Importantly, a landlord’s contractual preferences cannot override the Code.  If the two conflict, the statutory regime prevails.

 

Myth 4: Paragraph 84 allows landlords to recover costs when they request a new agreement on re-letting

Not so.

Reality:

Paragraph 84 addresses costs and compensation only when Code rights are being conferred, imposed or modified.  If no new Code rights are being granted (because Paragraph 10 already binds successors), Paragraph 84 simply does not apply.

Landlord-driven “refreshes” for convenience or indemnity purposes cannot be passed to the operator under Paragraph 84.

Why These Misconceptions Happen

Many such misunderstandings arise because the Code cuts across traditional property law principles.  Property lawyers who do not routinely work with the Code may understandably default to well-worn landlord and tenant concepts that simply don’t fit.

Here’s the source of the misalignment:

Property Law Thinking Why It Doesn’t Apply Under the Code
Rights are personal to the tenant and fall away when they leave Code rights attach to the land and bind successors
New occupier = new paperwork The Code avoids repeated re-granting
Indemnity must come from the operator Landlords can secure indemnities in their own leases
Property contract principles govern telecoms rights The Code is a statutory utility regime that overrides conflicting private (contractual) terms

The Code is not a typical landlord and tenant framework – it has more in common with statutory utilities, compulsory rights and public-interest infrastructure law.

The Hidden Cost of Re-Papering on Re-Letting

Requesting new wayleaves on every lease event creates avoidable costs, delay and administrative friction for all parties.  In reality:

  • lawyers must negotiate and draft the new agreement;
  • operators incur legal and administrative costs unnecessarily;
  • landlord agents and managing agents invest extra time for no legal benefit; and
  • deployment or upgrade of telecoms services is delayed while “paperwork catches up”.

For operators with large portfolios, this practice multiplies exponentially.  A single building may change tenants every 3–5 years, across thousands of sites, the cumulative cost becomes substantial.

Crucially, the Code was designed to prevent this very inefficiency.  Requiring repeat agreements:

  • adds cost without adding legal value;
  • creates contractual clutter and inconsistency; and
  • undermines the Code’s intention to facilitate fast, cost-effective connectivity.

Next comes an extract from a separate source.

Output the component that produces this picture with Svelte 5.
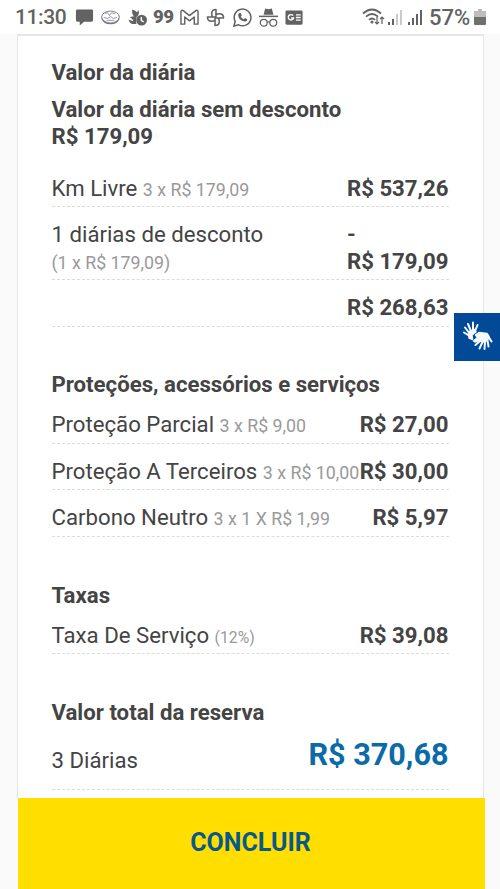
<script>
	const diarias = [
		{ nome: "Km Livre", detalhe: "3 x R$ 179,09", valor: "R$ 537,26" },
		{ nome: "1 diárias de desconto", detalhe: "(1 x R$ 179,09)", valor: "R$ 179,09", desconto: true },
		{ nome: "", detalhe: "", valor: "R$ 268,63" }
	]

	const servicos = [
		{ nome: "Proteção Parcial", detalhe: "3 x R$ 9,00", valor: "R$ 27,00" },
		{ nome: "Proteção A Terceiros", detalhe: "3 x R$ 10,00", valor: "R$ 30,00" },
		{ nome: "Carbono Neutro", detalhe: "3 x 1 X R$ 1,99", valor: "R$ 5,97" }
	]

	const taxas = [
		{ nome: "Taxa De Serviço", detalhe: "(12%)", valor: "R$ 39,08", menor: true }
	]
</script>

{#snippet linhas(lista)}
	{#each lista as linha}
		<div class="linha">
			<div class="nome">
				{linha.nome}
				{#if linha.desconto}<br>{/if}
				<small class:menor={linha.menor}>{linha.detalhe}</small>
			</div>
			<div class="valor">{#if linha.desconto}-<br>{/if}{linha.valor}</div>
		</div>
	{/each}
{/snippet}

<div class="tela">
	<header>
		<span class="hora">11:30</span>
		<div class="icones">
			<svg viewBox="0 0 20 20"><path fill="#626262" d="M2.500 1.500h15q1.500 0 1.500 1.500v10q0 1.500-1.500 1.500H9.500L5 18.500v-4H2.500Q1 14.500 1 13V3q0-1.500 1.500-1.500z"/></svg>
			<svg viewBox="0 0 20 20" fill="none" stroke="#777789"><ellipse cx="10" cy="9.500" rx="9.300" ry="6.300"/><path stroke-width="1.300" d="M1 11q2 5.500 9 5.500t9-5.500"/><path stroke-width=".8" d="M4 6l3-1 2 3 2-3 4 1M3 10l4 1 3-2 3 2 4-1M6 13h8"/></svg>
			<svg viewBox="0 0 20 20" fill="#626262"><path d="M4.500 1.500q3 .5 5 3L11 2q1.500 3-.5 6-3 2-1.500 8.500Q2.500 18.500.5 12l5 2Q5.500 11.500 2 10q1.500-1.500 4-1-2.500-3.500-1.500-7.500z"/><circle cx="14.300" cy="12.700" r="5.700"/><path d="M14 9.500V13l2.500 1.500" fill="none" stroke="#fff" stroke-width="1.500"/></svg>
			<span class="noventa">99</span>
			<svg viewBox="0 0 20 20" fill="none" stroke="#626262" stroke-width="1.500"><path stroke-linejoin="round" d="M1 4q0-1.800 2-1.500l7 5.500 7-5.500q2-.3 2 1.500v13h-4V9.500l-5 4-5-4V17H1z"/></svg>
			<svg viewBox="0 0 20 20" fill="none" stroke="#626262" stroke-width="1.600"><path stroke-linejoin="round" d="M10.500 10V1.500q-4.500 0-4.500 4.300Q6 8 7 9.500M10 10.500h8.500q0-4.500-4.300-4.500-2.200 0-3.700 1M9.500 10v8.500q4.500 0 4.500-4.300 0-2.200-1-3.700M10 9.500H1.500Q1.500 14 5.800 14 8 14 9.500 13"/></svg>
			<svg viewBox="0 0 20 20"><path fill="none" stroke="#626262" stroke-width="1.600" d="M1 19l1.300-5A8.800 8.800 0 1 1 6 17.700z"/><path fill="#626262" d="M6.700 5.300h1.500l1 2.500-1 1.300q1 2 3.200 2.800l1.200-1.300 2.400 1.200q0 2.500-2.700 2.500Q6 13 5.400 7.500q0-1.300 1.300-2.200z"/></svg>
			<svg viewBox="0 0 20 20"><path fill="#626262" d="M6.500.5l3.500.9 3.500-.9 1.700 6.500H4.800z"/><path fill="#626262" d="M0 8h20v1.600H0z"/><g fill="none" stroke="#626262" stroke-width="1.300"><circle cx="5" cy="15.500" r="3.600"/><circle cx="15" cy="15.500" r="3.600"/><path d="M8.400 15q1.600-1 3.200 0"/></g></svg>
			<svg viewBox="0 0 20 20"><rect x=".5" y="2.500" width="18" height="15" rx="1.500" fill="#626262"/><path fill="none" stroke="#fff" stroke-width="1.500" d="M8.500 8A2.800 2.800 0 1 0 9 10.500H6.500M11.500 7.200h5M11.500 10h5M11.500 12.800h5"/></svg>
		</div>
		<div class="sinais">
			<svg class="wifi" viewBox="0 0 23 20"><g fill="none" stroke="#626262" stroke-width="1.800"><path d="M1 6.500q9-8 18 0M4 9.700q6-5.500 12 0M7 12.800q3-2.700 6 0"/></g><circle cx="10" cy="15" r="1.500" fill="#626262"/><path fill="none" stroke="#626262" stroke-width="1.200" d="M15 10v7m-2-2l2 2 2-2M20 17v-7m-2 2l2-2 2 2"/></svg>
			<svg class="barras" viewBox="0 0 16 18"><path fill="#626262" d="M1 14h2v3H1zM5 11h2v6H5z"/><path fill="#cacaca" d="M9 6h2v11H9zM13 2h2v15h-2z"/></svg>
			<svg class="barras" viewBox="0 0 16 18"><path fill="#626262" d="M1 14h2v3H1zM5 10h2v7H5zM9 6h2v11H9zM13 2h2v15h-2z"/></svg>
			<span class="carga">57%</span>
			<svg class="bateria" viewBox="0 0 12 18"><path fill="#bdbdbd" d="M4 1h4v2h4v6H0V3h4z"/><path fill="#707070" d="M0 9h12v7q0 1-1 1H1q-1 0-1-1z"/></svg>
		</div>
	</header>

	<main>
		<section>
			<h2>Valor da diária</h2>
			<h3>Valor da diária sem desconto<br>R$ 179,09</h3>
			{@render linhas(diarias)}
		</section>
		<section class="servicos">
			<h2>Proteções, acessórios e serviços</h2>
			{@render linhas(servicos)}
		</section>
		<section class="taxas">
			<h2>Taxas</h2>
			{@render linhas(taxas)}
		</section>
		<section class="total">
			<h2>Valor total da reserva</h2>
			<div class="linha">
				<div class="nome">3 Diárias</div>
				<div class="valor">R$ 370,68</div>
			</div>
		</section>
	</main>

	<button class="concluir">CONCLUIR</button>

	<div class="libras">
		<svg viewBox="0 0 32 32" fill="none" stroke="#f4f8ff" stroke-linecap="round" stroke-linejoin="round">
			<path stroke-width="2" d="M7.500 12L4 7.500M9.500 10L7 4M12 9.500V2.500M14.500 10L16.500 5M7 15l-4-2.500"/>
			<path fill="#f4f8ff" stroke-width="1.500" d="M7.500 12l6-2.500 1.500 2.500-4 3 .5 4.500L8 18z"/>
			<path fill="#f4f8ff" stroke-width="1.500" d="M14.500 15l3.500-2.500 8 1 2 3-1.500 4-5 1.500-3.500-1.500-4 1.500-1.500-1 4-3.500z"/>
			<path stroke-width="2" d="M19 21l-4.500 4M21.500 22l-3 6.500M24 22l-.5 7M26.500 20.500l1 6M28 17.500l2.500 4"/>
		</svg>
	</div>
</div>

<style>
	:global(body) {
		background-color: #fafafa;
	}
	* {
		margin: 0;
		box-sizing: border-box;
	}
	.tela {
		position: relative;
		display: grid;
		grid-template-rows: 34px 764px 91px;
		width: 500px;
		height: 889px;
		overflow: hidden;
		font-family: Roboto, sans-serif;
		font-size: 22.200px;
		line-height: 26.400px;
		color: #444;
	}

	header {
		display: flex;
		align-items: center;
		justify-content: space-between;
		padding: 0 14px 0 15px;
		background-color: #fff;
		color: #626262;
	}
	.hora {
		width: 60px;
		font-size: 21px;
		font-weight: 500;
		letter-spacing: -0.4px;
	}
	.icones {
		display: flex;
		align-items: center;
		gap: 7.300px;
		margin-right: auto;
	}
	.icones svg, .noventa {
		width: 19px;
		height: 19px;
	}
	.noventa {
		margin: 0 1px 0 -1px;
		font-size: 18.500px;
		font-weight: 900;
		line-height: 19px;
		letter-spacing: -0.4px;
	}
	.sinais {
		display: flex;
		align-items: center;
	}
	.wifi {
		width: 23px;
		height: 20px;
		margin-right: 2px;
	}
	.barras {
		width: 16px;
		height: 18px;
		margin-right: 4px;
	}
	.carga {
		width: 44px;
		margin: 2px 1px 0 2px;
		font-size: 22px;
		font-weight: 500;
	}
	.bateria {
		width: 12px;
		height: 18px;
	}

	main {
		width: 467px;
		margin-left: 17px;
		padding: 23px 34.500px 0 33.500px;
		background-color: #fff;
		border: 1px solid #e6e6e6;
		border-top-width: 2px;
		border-bottom: none;
	}
	h2, h3 {
		font-size: 22.200px;
		font-weight: 700;
	}
	h3 {
		margin: 11px 0 11.400px;
	}
	.linha {
		display: flex;
		justify-content: space-between;
		padding: 14.100px 0 5px;
		border-bottom: 1px dashed #dcdcdc;
		white-space: nowrap;
	}
	.nome {
		min-width: 0;
	}
	small {
		font-size: 17.800px;
		line-height: 1;
		color: #999;
	}
	small.menor {
		font-size: 15.800px;
	}
	.valor {
		flex-shrink: 0;
		font-weight: 700;
	}
	.servicos, .taxas, .total {
		padding-top: 45px;
	}
	.servicos {
		padding-top: 44.600px;
	}
	.servicos h2, .taxas h2 {
		margin-bottom: -0.4px;
	}
	.total .linha {
		padding: 21.800px 0 15px;
	}
	.total .valor {
		margin-top: -5.500px;
		font-size: 30.600px;
		color: #0a6ba8;
	}

	.concluir {
		width: 467px;
		margin-left: 18px;
		padding: 0 2px 2px 0;
		border: none;
		background-color: #ffde00;
		color: #07598c;
		font-family: inherit;
		font-size: 25px;
		font-weight: 700;
	}

	.libras {
		position: absolute;
		top: 313px;
		right: 0;
		width: 46px;
		height: 48px;
		padding: 7px;
		background-color: #024a98;
	}
	.libras svg {
		display: block;
		width: 32px;
		height: 32px;
	}
</style>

In a market where digital infrastructure is essential, unnecessary re-papering simply slows progress and increases cost base for no statutory purpose.

The Bottom Line

  • Code rights bind the land and do not need to be re-granted on each re-letting.
  • Landlord-preferred indemnity refreshes are a commercial option, not a Code requirement.
  • Using Paragraph 84 to shift those costs to operators is misplaced.
  • The Code is not simply another property agreement – and applying a pure property-law mindset can lead to incorrect conclusions.